US Republicans Primed for Push to Dismantle Obama's Policies
TEHRAN (Tasnim) – Members of the 115th US Congress will be sworn in at noon Tuesday, setting off an aggressive campaign by Republicans who control the House and Senate to dismantle eight years of President Barack Obama's Democratic policies.
One of the biggest and most immediate targets is Obama's Affordable Care Act, which many Republicans have long sought to gut and has been blamed as a primary cause for a lackluster economic recovery. But decades-old programs that millions of Americans rely on every day, such as Social Security and Medicare, also will be in the crosshairs as congressional Republicans seek to shrink both the size of the federal budget and the bureaucracy in Washington.
"We have a lot to do — and a lot to undo," House Majority Leader Kevin McCarthy, R-Calif., said in a letter to fellow Republicans.
Democrats will try to block the far-reaching conservative agenda by swaying public opinion and using the power they have in the Senate to filibuster legislation. But that strategy has its political limitations. Twenty-three Senate Democrats are up for re-election in 2018, including 10 from states won by President-elect Donald Trump, and they could break ranks and side with the GOP.
"Democrats will not sit idly by and watch the Affordable Care Act be dismantled and tens of millions lose their insurance and protections," House Minority Whip Steny Hoyer, D-Md., told reporters Monday, the Associated Press reported.
Obama plans a rare trip to Capitol Hill on Wednesday to meet with congressional Democrats and discuss strategy for saving the health care law. Vice President-elect Mike Pence will meet with Republicans.
The first week of the new Congress will be a preview of the hectic pace planned by Republicans.
The House will vote on Tuesday on a rules package that would gut the independent Office of Congressional Ethics, placing it under the purview of the lawmaker-run House Ethics Committee. Democrats and watchdog groups angrily denounced the notion of Congress' self-policing.
The rules package also would give Republican leaders the tools to punish lawmakers if there is a repeat of the Democratic sit-in last summer over the failure to move gun control legislation.
Votes also are expected on resolutions to denounce the United Nations for condemning the construction of Israeli settlements in the West Bank and east al-Quds. Republicans blasted the Obama administration for refusing to veto the decision.

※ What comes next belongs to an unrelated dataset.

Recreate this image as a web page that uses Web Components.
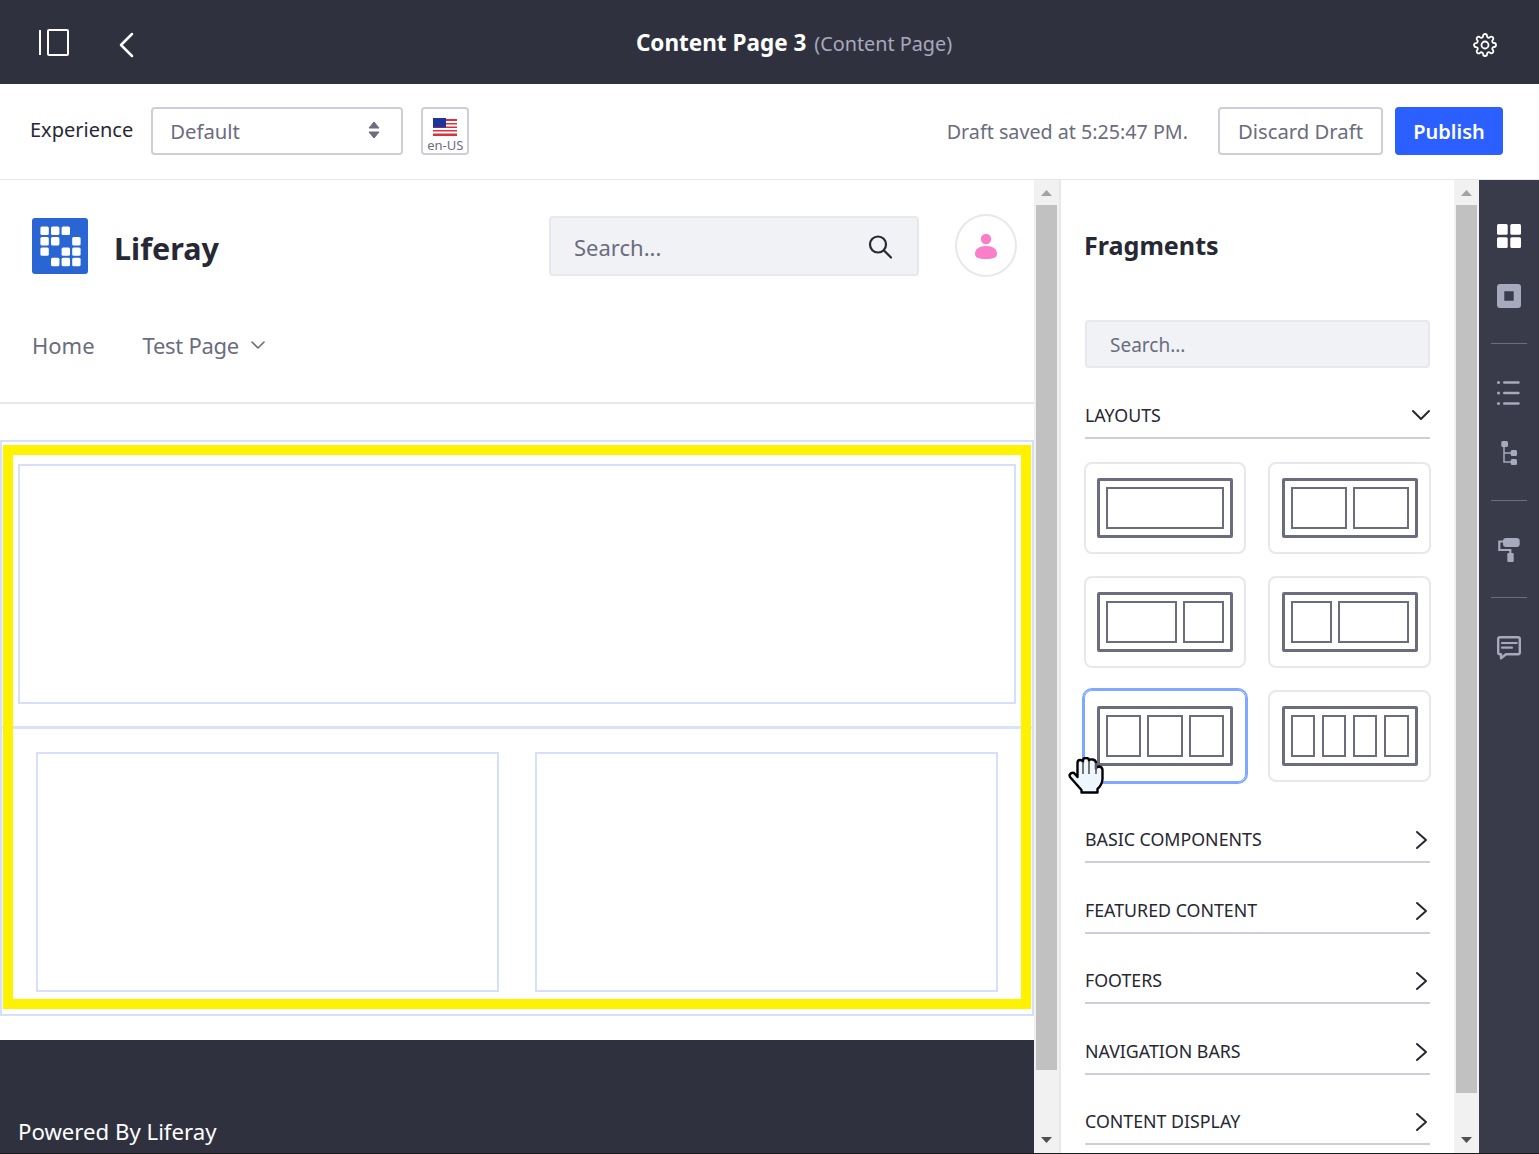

House Speaker Paul Ryan, R-Wis., pledged "to reverse the damage done by this administration, and rebuild our alliance with Israel."
James Clapper, the director of national intelligence, is scheduled to testify Thursday before the Senate Armed Services Committee on an intelligence community assessment that Russia interfered in the US election by hacking into Democratic email accounts.
Allegations of Russian meddling in the US political process will be examined by individual congressional committees, but Senate Majority Leader Mitch McConnell has rejected a bipartisan call for a special, high-profile select panel to investigate.
The House is slated to vote Friday to certify Trump's victory in the presidential election over Democrat Hillary Clinton. She is the fifth presidential candidate to win the popular vote and lose the Electoral College. She received nearly 2.9 million more votes than Trump, according to an Associated Press analysis, giving her the largest popular vote margin of any losing presidential candidate and bringing renewed calls to abolish the Electoral College.
Other must-do items on the GOP's agenda are an overhaul of the US tax code. Conservatives also want to scuttle rules on the environment and undo financial regulations created in the aftermath of the 2008 economic meltdown, arguing they are too onerous for businesses to thrive.
The Senate plans to begin repealing Obama's health care law on Tuesday, with consideration of a procedural measure that would shield the initiative from Democratic filibusters.
Lawmakers will then spend the next few months working on legislation canceling broad swaths of the law. Likely to go are its mandate that people buy health insurance or face IRS fines, and its expansion of Medicaid coverage to more lower-earning Americans. But several elements of the repeal likely wouldn't go into effect for two to four years.
Amid the busy legislative schedule, the Senate will exercise its advice and consent role and consider Trump's picks for his Cabinet.